При этом Кожев, который любил называть себя сталинистом (не пугайтесь, это он вполне серьезно), говорил, что жить человеку (он имел в виду себя, за других он не говорил) при этом режиме совершенно невозможно и что его надо пережить как необходимую фазу перехода к европейскому сначала, а потом и мировому государству.
Волею судеб именно Кожев оказался одним из авторов проекта будущего Европейского сообщества. Когда после войны его пригласили в качестве советника французского правительства по внешнеэкономическим вопросам, из-за чего он оставил преподавание философии, он немедленно представил свой проект. Не забавно ли, но гегельянец Кожев в своем проекте объединенной Европы исключил из нее Германию.

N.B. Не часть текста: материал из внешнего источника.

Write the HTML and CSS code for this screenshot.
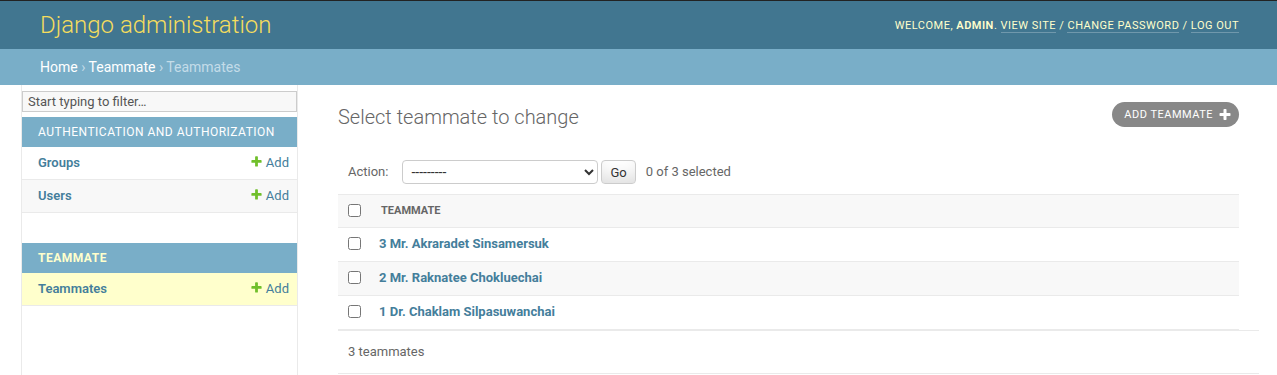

Любимую Европу он мыслил как латинскую, романскую по преимуществу.
В отличие, однако, от Гегеля, Маркса, Фейербаха и даже Сартра, идея государства была у Кожева идеально отрефлексирована: то есть полностью осознана как его собственная мысль, в отношении которой его деятельность есть, в общем, случайная реализация. Ну, скажем, вместо того чтобы читать, развалившись в шезлонге (он был большой сибарит), можно объяснять себе и другим Гегеля в университете, а вместо преподавания Гегеля в университете можно писать докладные в Совет министров Франции.
Добавим, что подстановка играла очень большую роль в его прихотливой жизни. По чистой случайности он стал преподавать философию вместо друга, уехавшего в Египет, а потом по просьбе другого друга, которому тоже надо было срочно куда- то уехать, занял его пост в Совете министров. Жизнь как литературный прием.
В конце еще одна черта этого столь странного философа. Он был атеист, атеизм которого остался, как и атеизм Сартра, полностью не отрефлексированным. Это была черта времени.